MINNEAPOLIS – Fall is right on cue this year. Temperatures will be plunging quickly by about 30 degrees over the next few days.
So that got us wondering: Can a sudden change in temperature affect our health? Good Question.
As the sun sets on summer 2022, some are holding on tight. Patrick White of Minneapolis took a two-hour walk Tuesday.
"I'm really trying to just enjoy this sun," White said.
Others are happy the sun is setting on the season. Ben Jahnke took a sweaty midday run Tuesday.
"I actually like it when it's a little bit cooler," Jahnke said. "I don't like to sweat, and obviously I'm sweating like a madman right now."
Sweat be gone, because in Minnesota and Wisconsin, fall is a sharp descent. The temperature plunge can be tough mentally and physically, too, as some people complain of cold symptoms, headaches and feeling off-kilter.
Dr. Benji Mathews is the chief of hospital medicine at Regions Hospital in St. Paul. He says it's that viruses thrive in cold and dry air.
"They don't break down at all, and they also build this protective shell around them that helps them travel through the air longer and longer," Mathews said. "The viruses love it."
And he says the cold affects our mucus and makes us more likely to trap bacteria. And we get trapped inside, which makes it more likely to spread sickness. Dr. Mathews says people with chronic conditions get hit the worst, but anyone can feel off.
"Early on we may start feeling, 'Oh I don't feel right,' because you're working in a different environment all together," he said.
There are only a few studies on acute temp changes.
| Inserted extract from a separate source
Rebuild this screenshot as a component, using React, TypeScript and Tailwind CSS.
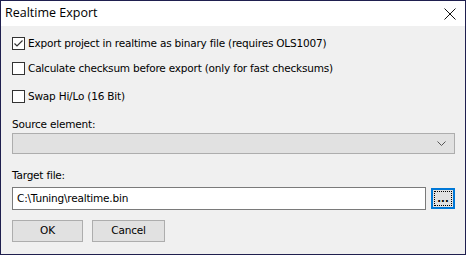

This one concludes, "A decrease in either temperature or humidity, rather than their levels per se, increases the risk of HRV (common cold) infections."
"Some of this is based in science, some of this is a little bit of how our body reacts to some things," Mathews said.
He says the best way to beat getting sick is to keep those summer habits of exercise, eating well and socializing going strong.